I am trying to utilize the LMC6035 as a non-inverting gain amplifier. I have the circuit seen below (bypass cap present in design but not shown). I have a stable 1V DC signal on pin 5 of the LMC6035, and I want a stable 5V output signal on pin 7 (i.e. net Y_I_FB). I am attempting to drive a simple resistive load, but I am getting large oscillations on the output. With the 1V input, and a 1K load resistor I am getting an output oscillation of 1V-5V at ~425 kHz

  • Hi Carlton,

    I would mount a 10pF cap across R507. Also, consider to decrease the values of R506 and R507.

    Have you connected a 100n bypass capacitor from pin 8 to pin 4 of LMC6035?

    Is there any capacitive load at the output of LMC6035? If so, mount an isolation resistor of 47...100R directly at the output. Keep in mind that voltmeters and scope probes can show considerable capacitances.

    Mount R506 and R507 very close to the LMC6035 to avoid stray capacitances and inductive loops.

    Use low pass filtering at the +input of LMC6035, if the input signal of LMC6035 is remoted.

    Kai

  • Thanks for the suggestions!

    I do have a 100n bypass on pins 8 and 4 (as noted in my original post).

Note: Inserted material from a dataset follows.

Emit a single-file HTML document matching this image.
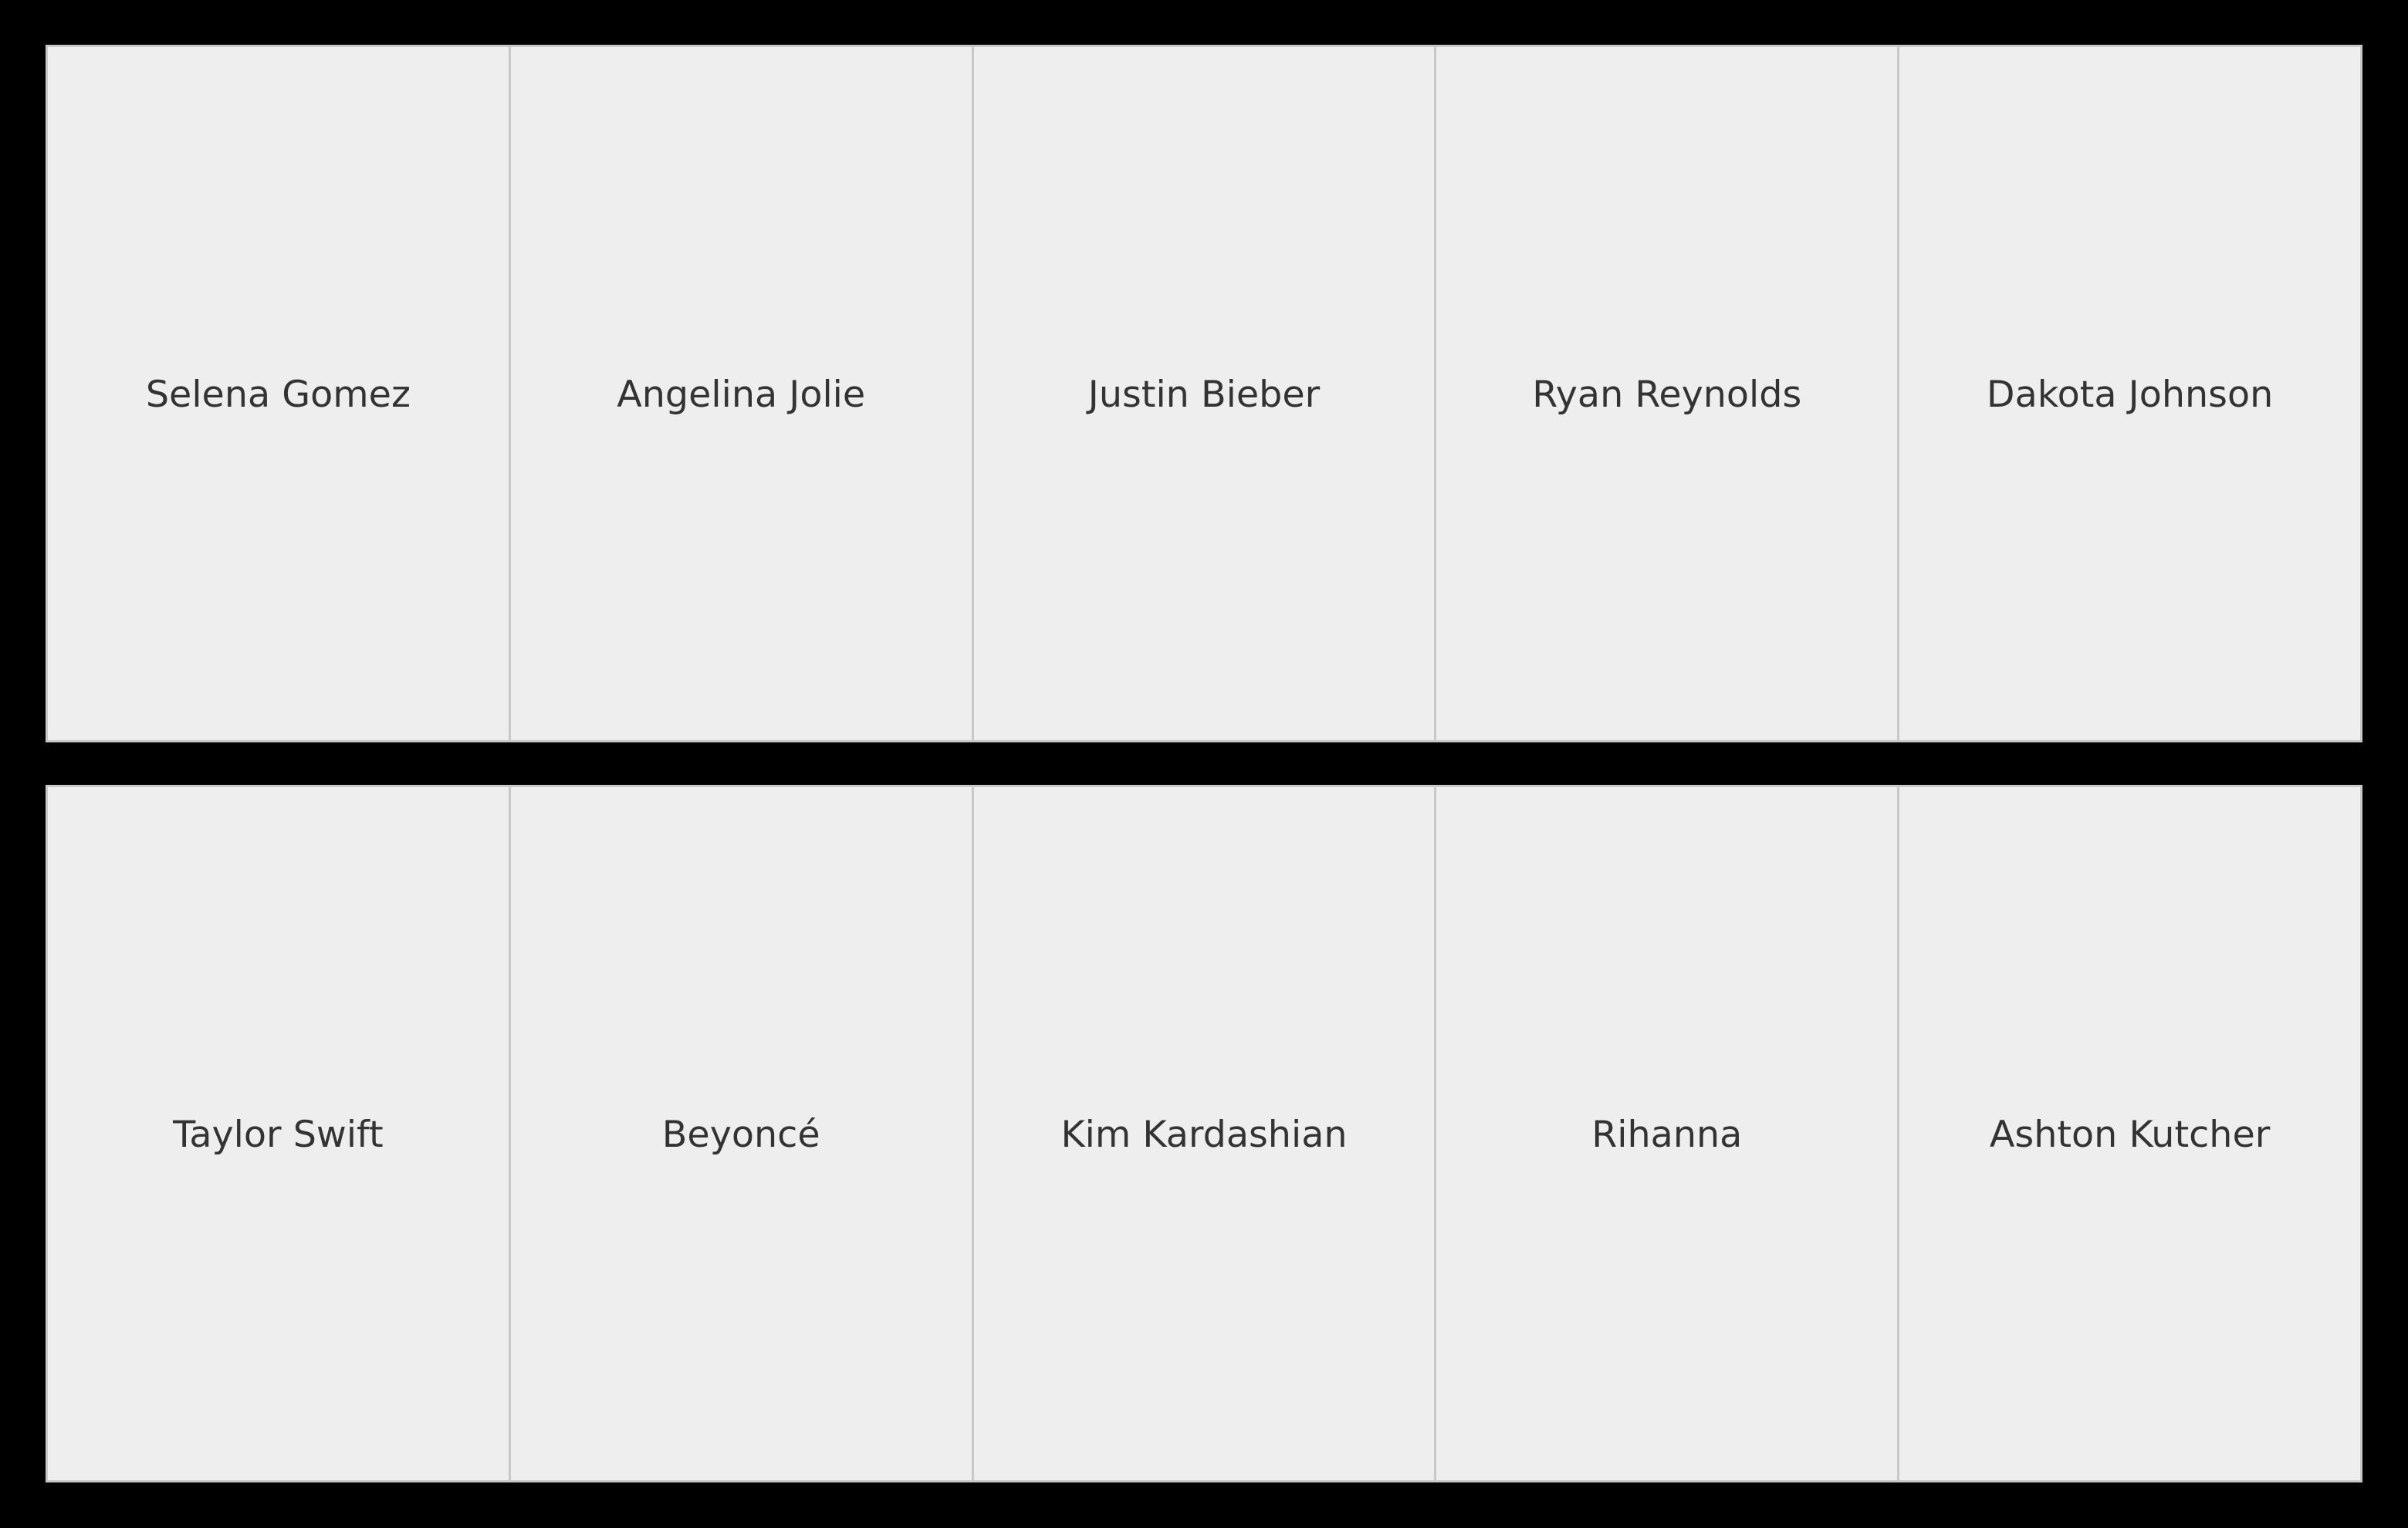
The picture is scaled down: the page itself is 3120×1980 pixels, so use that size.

R506 and R507 are right next to the op amp. The + input signal is an output from a nearby instrumentation amp that is DC stable (only a couple mV peak to peak, nothing which should be causing a 4V oscillation on the output).

    I'll try the cap across R507 and see if that helps, but if not I'll probably just change amps as that will not require a board respin.
  • Hi Carlton,

    I don't think that it has to do with the LMC6035. The circuit is deadly simple and should work beautifully. I think the issues have to to with your setup, cable lengths, stray capacitances, the absence of shielding, and so on.

    Kai

  • The reason I wanted to switch is actually that I'd be going back to an old op amp. In the first spin of this board I used a similar design with a different op amp (trace lengths were actually slightly longer due to the old op amp being a SOIC package and the LMC6035 I'm using is in a VSSOP package). I didn't have any issues with that, so I'll most likely swap back since it seems to handle the parasitic capacitance better.

    With the addition of your suggested compensation circuitry as well, the design should be even more robust. I'm not sure where I could begin looking for parasitic capacitances on the board layout itself though as there's nothing nearby and the traces are fairly short and thin. Perhaps on the next spin I'll change the dielectric size between my top layer and power planes to help with that as well.